Kemunculan kasus penipuan digital di Indonesia saat ini menjadi perhatian serius. Indonesia Fintech Society (IFSoc) menyoroti bahwa kesenjangan antara literasi keuangan dan inklusi keuangan berkontribusi pada permasalahan ini, penipuan semakin marak seiring dengan meningkatnya penggunaan layanan keuangan digital oleh masyarakat.
Dalam sebuah acara di Jakarta, Tirta Segara dari IFSoc menjelaskan bagaimana kondisi masyarakat yang belum sepenuhnya melek literasi keuangan membuat mereka rawan menjadi korban penipuan. Meskipun inklusi keuangan di Indonesia telah mencapai lebih dari 80 persen, literasi keuangan hanya mencakup sekitar 66 persen dari populasi.
Situasi ini menjadi lebih memprihatinkan dengan adanya data dari Indonesia Anti Scam Center (IASC) yang menunjukkan bahwa 66 persen warga Indonesia pernah mengalami penipuan. Dengan rata-rata 55 upaya penipuan per orang setiap tahunnya, tingkat kerentanan masyarakat terhadap scam menunjukkan angka yang signifikan.

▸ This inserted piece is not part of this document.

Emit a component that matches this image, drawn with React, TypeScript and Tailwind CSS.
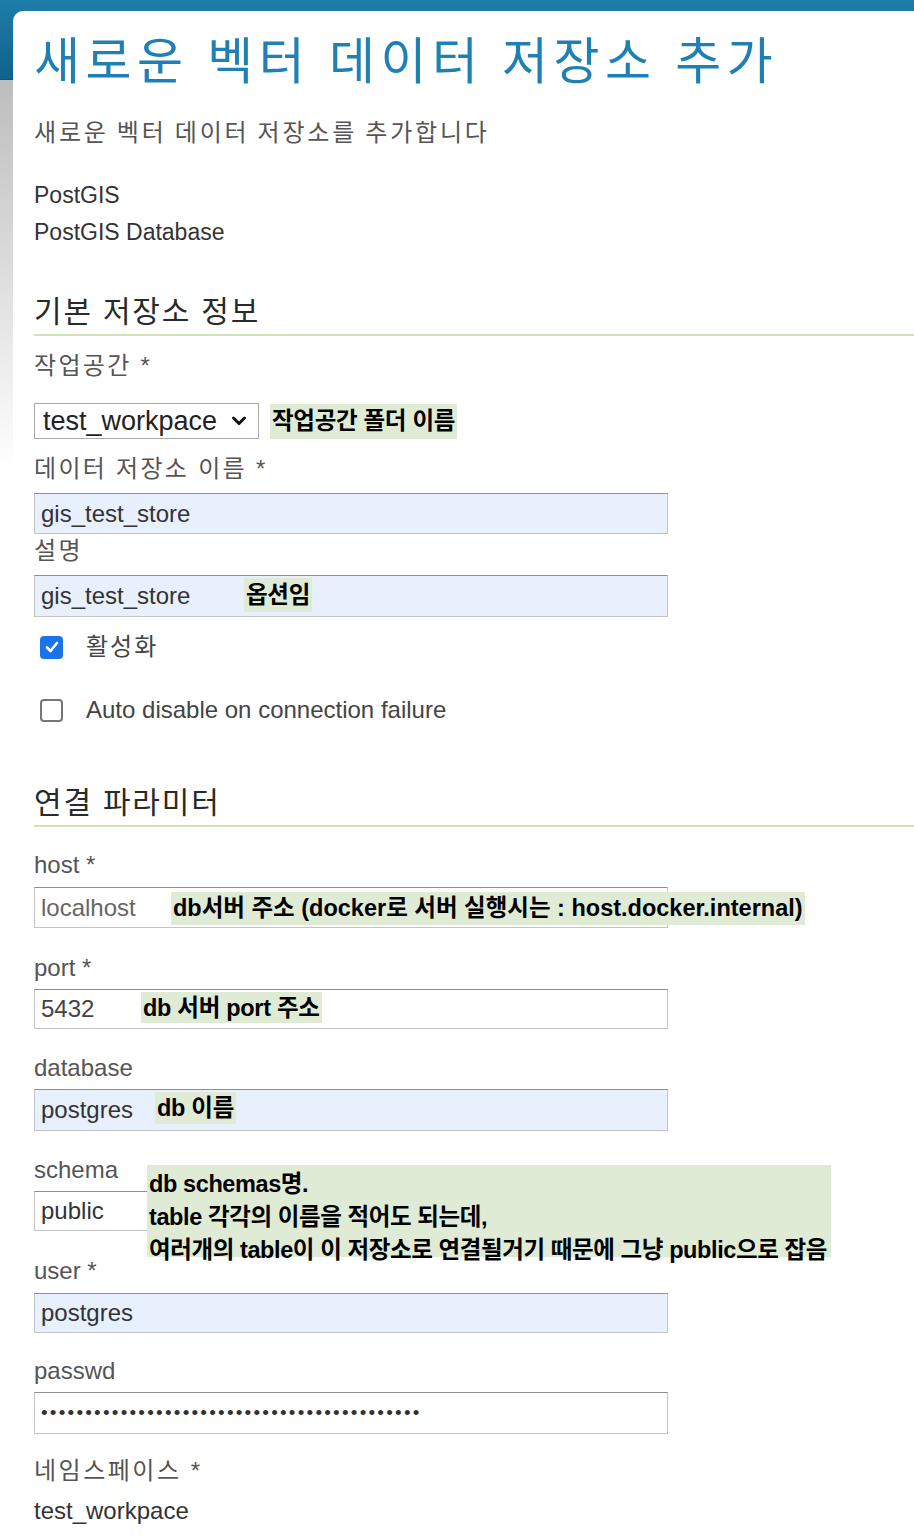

Perkembangan dan Dampak Penipuan Digital di Indonesia
Data menunjukkan bahwa transfer bank adalah metode pembayaran favorit bagi pelaku penipu di Indonesia. Setelah itu, dompet digital atau e-wallet mengikuti sebagai platform yang banyak digunakan untuk melakukan penipuan.
Platform komunikasi seperti aplikasi pesan instan dan panggilan telepon menjadi sarana yang umum dipakai oleh penipu. Karenanya, masyarakat perlu lebih berhati-hati saat bertransaksi di kedua platform ini.
Pemulihan dana dari kasus penipuan menjadi tantangan tersendiri. Tirta mengungkapkan bahwa kecepatan transfer dana menjadi salah satu faktor kunci dalam kesulitan pelacakan rekening yang telah digunakan untuk penipuan.
Menghadapi Tantangan dalam Penanganan Penipuan
Setelah transfer dilakukan, dana tersebut bisa berpindah menjadi berbagai lapis rekening dalam waktu sangat cepat, yakni sekitar tujuh hingga delapan menit. Akibatnya, sangat sulit untuk merecover dana yang hilang dan membuat korban merasa putus asa.
Tercatat sejak November 2024, IASC menerima 360.541 laporan terkait penipuan dengan total kerugian mencapai Rp 8 triliun. Namun, jumlah dana yang berhasil diblokir hanya sekitar Rp 387,8 miliar, dan sebanyak 112.680 rekening telah diblokir sebagai langkah antisipasi.
Langkah-langkah yang diambil oleh Otoritas Jasa Keuangan (OJK) dalam menangani kasus fraud mendapatkan apresiasi dari IFSoc. Namun, IFSoc juga menyatakan perlu adanya perbaikan dalam koordinasi antar lembaga untuk meningkatkan kecepatan respon terhadap laporan korban.
Langkah-Langkah untuk Meningkatkan Keamanan Finansial
Pemanfaatan teknologi dalam penanganan kasus penipuan sangat penting untuk masa depan. IFSoc mendorong upaya penyederhanaan prosedur pelaporan dan pemulihan dana agar lebih efisien dan cepat.
Hambatan birokrasi setelah pemblokiran rekening sering kali memperlambat proses pengembalian dana kepada korban. Oleh sebab itu, tindakan proaktif perlu dilakukan untuk mempercepat semua langkah yang berkaitan dengan pemulihan dana yang hilang akibat penipuan.
Masyarakat juga diimbau untuk lebih aktif mendorong literasi keuangan agar lebih banyak orang memahami risiko yang ada. Ini akan membantu mengurangi risiko kerugian yang disebabkan oleh tindakan penipuan di dunia digital.